Several grumbled that the government had initially offered them grants to fix their boats but then gave them loans instead. In the last month, they said, they would have normally caught 4 tons of fish and 225 pounds of lobster.

"We have to get the motors working," said Rogelio Santana, 34, a fisherman who has been supporting his two children with government assistance since the hurricane struck last month. "There is no economy now. No money. Nothing. No tourism, no fish."

All along Holbox's white beach, the island's small hotels have been severely damaged. Several will not reopen for months. At the Villas Delfines, the manager, Dieter Biebelriether, 59, a German expatriate, said he would be ready to reopen on Dec. 15, despite the piles of debris on the hotel's front steps. "This is for sure," he said. "We have been working here day and night."

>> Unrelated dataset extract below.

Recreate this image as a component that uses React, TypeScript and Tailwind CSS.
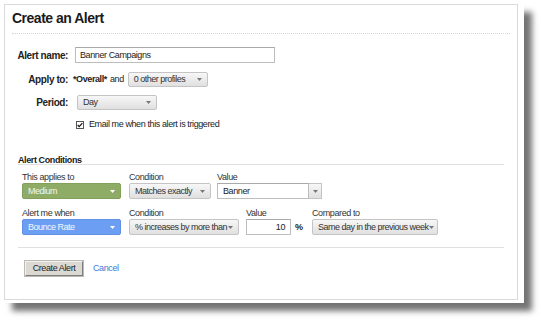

Farther down the strand, Urvalin Coral, 50, mended his nets with a skilled hand. He was waiting for the water to clear, as he knows it will, from a lifetime of fishing. He has lost 40 lobster traps US4,000 worth of gear. But he managed to save his engines and two launches, so he feels lucky. He said he had faith that the fish would return.

"In all my life I never passed through a storm like that," he said, his hands flying through his nets, fixing a hole left by a shark. "We hope to God everything returns to normal."